Однажды поэт Евгений Рейн, живший тогда еще в Ленинграде, пригласил меня на свое чтение, дело происходило у кого-то дома, как тогда часто бывало, — квартира превращалась в сцену и читальный зал одновременно. Я немного удивилась, что все приглашенные оказались женска пола, кроме самого Рейна и большого сумрачного юноши, кажется, хозяина дома, мужчин больше не было. Это объяснилось, когда Рейн начал читать, но не свои стихи, а якобы Овидия в своем переводе (на самом деле это были вольные вариации на темы Овидия). Выпячивая губу, Рейн громко и с пафосом (с каким он читал все) сладострастно вычмокивал разные подробные эротические описания, что в то время казалось диким и непристойным. По мере чтения я поняла, что приглашены были только дамы, как бы участницы какого-то распутинского сеанса, что таким образом он вовлекал так или иначе каждую в своего рода соитие, желанное или нежеланное. Дамы были всех возрастов, я была, кажется, самой юной, еще школьница. Мне было крайне неловко, но я старалась не подать виду, чтобы не испортить своей репутации независимого и свободного от предрассудков существа. Время от времени взгляд мой падал на сидящего в кресле огромного юношу, которому, я видела, было неловко, так же, как и мне. Во всяком случае, мы с ним одновременно краснели. Как потом выяснилось, это был Довлатов. Больше я его никогда не видела. Однажды в каком-то письме он написал: я всех люблю, даже… И назвал меня. Когда письмо было опубликовано, некоторые всерьез поздравляли, как с каким-то отличием. Просто его адресатка ругала меня за что-то, по-видимому, а он примирительно, из прекрасного далека, любил всех, кто остался в том городе, в той жизни, которая, должно быть, казалась ему прекрасной, потому что — невозвратной.

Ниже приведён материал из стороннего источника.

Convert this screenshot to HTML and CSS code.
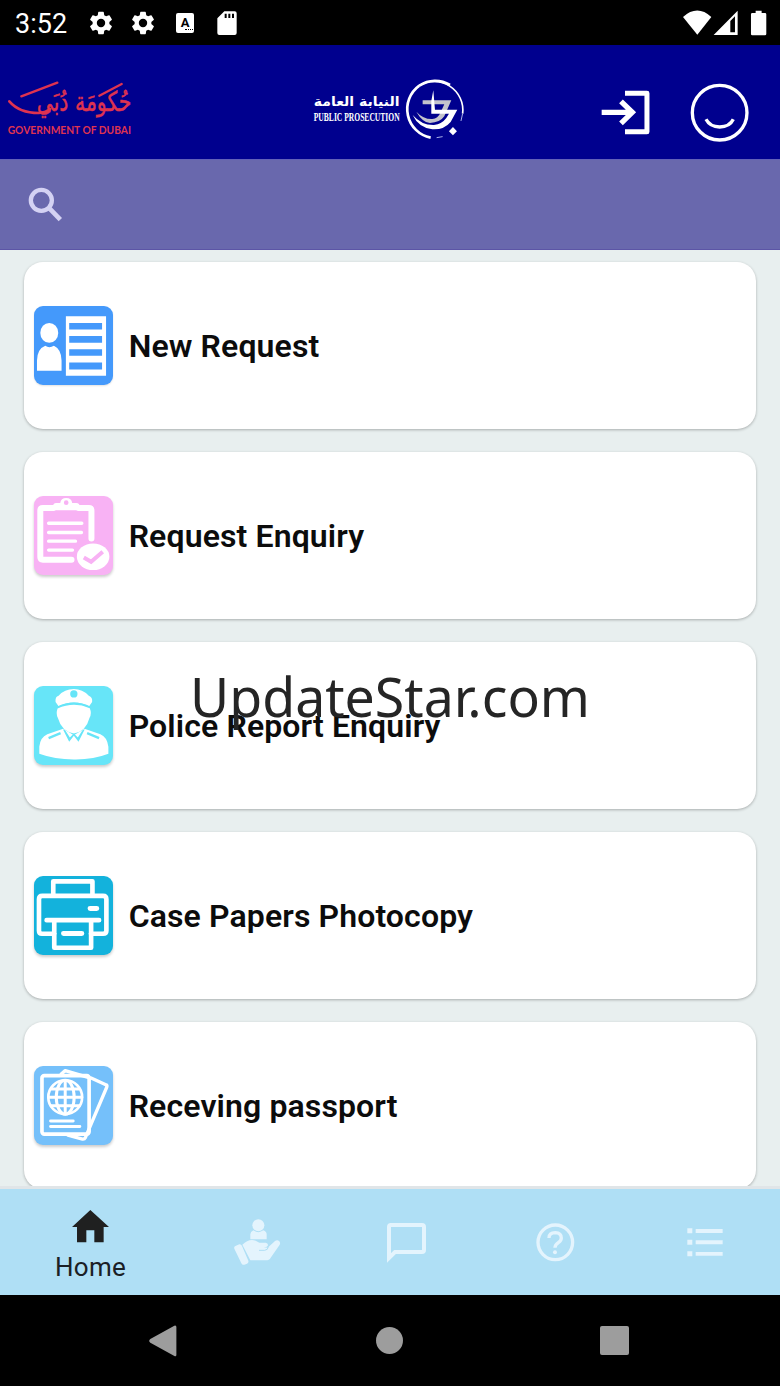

Мне было лет пятнадцать, когда я предстала пред огромные светлые очи Ахматовой. Они, впрочем, видели не очень ясно, и она, сидя спиной к окну знаменитой “Будки”, откинув руку, большая и величественная, похожая на оплывший со всех сторон огарок огромной свечи, произнесла: “Подайте мне очки”. Я была самолюбивым и обидчивым подростком, мне это показалось оскорбительным в первую минуту знакомства, и вместо того чтобы подойти и взять протянутые кем-то из окна очки, я пробурчала себе под нос что-то вроде — “Сами берите”. Очки принесли. Мы сидели друг против друга, на мне был ярко-лазурный плащ, я была крохотная и слегка китайчатая или япончатая — через год после этого Г. А. Товстоногов сказал: “Лена стала похожа на японскую принцессу”. Стихи я писала, да и читала, чуть больше года, в моей взбаламученной душе царила фанатичная любовь к Цветаевой, Блоку, Белому и Хлебникову (последние двое еще не были даже напечатаны в то время). Ахматова тоже нравилась мне и тоже была предметом поклонения и последним священным обломком великой эпохи. Я была уверена, что она разделяет мою страсть к Цветаевой, она ведь написала “Письмо к Марине”. Ахматова спросила (до этого я просто подошла к калитке и попросила разрешения показать ей стихи, хотя могла бы познакомиться через общих знакомых), кого я люблю. Я сказала — Цветаеву, и протянула небольшую статью о Цветаевой, апофеоз. Цветаева только всплыла из небытия, и я была уверена, что это счастье для всех. Анна Андреевна взглянула и презрительно сказала: “Ей не хватало вкуса”. Это меня как громом поразило, и я пробормотала упавшим голосом: “Вкус в поэзии не самое главное. Да и что такое — вкус?” Она переспросила, я так же под нос повторила это. Разговор получался славный, она почти ничего не слышала, а я говорила в тот период жизни тихо и сбивчиво.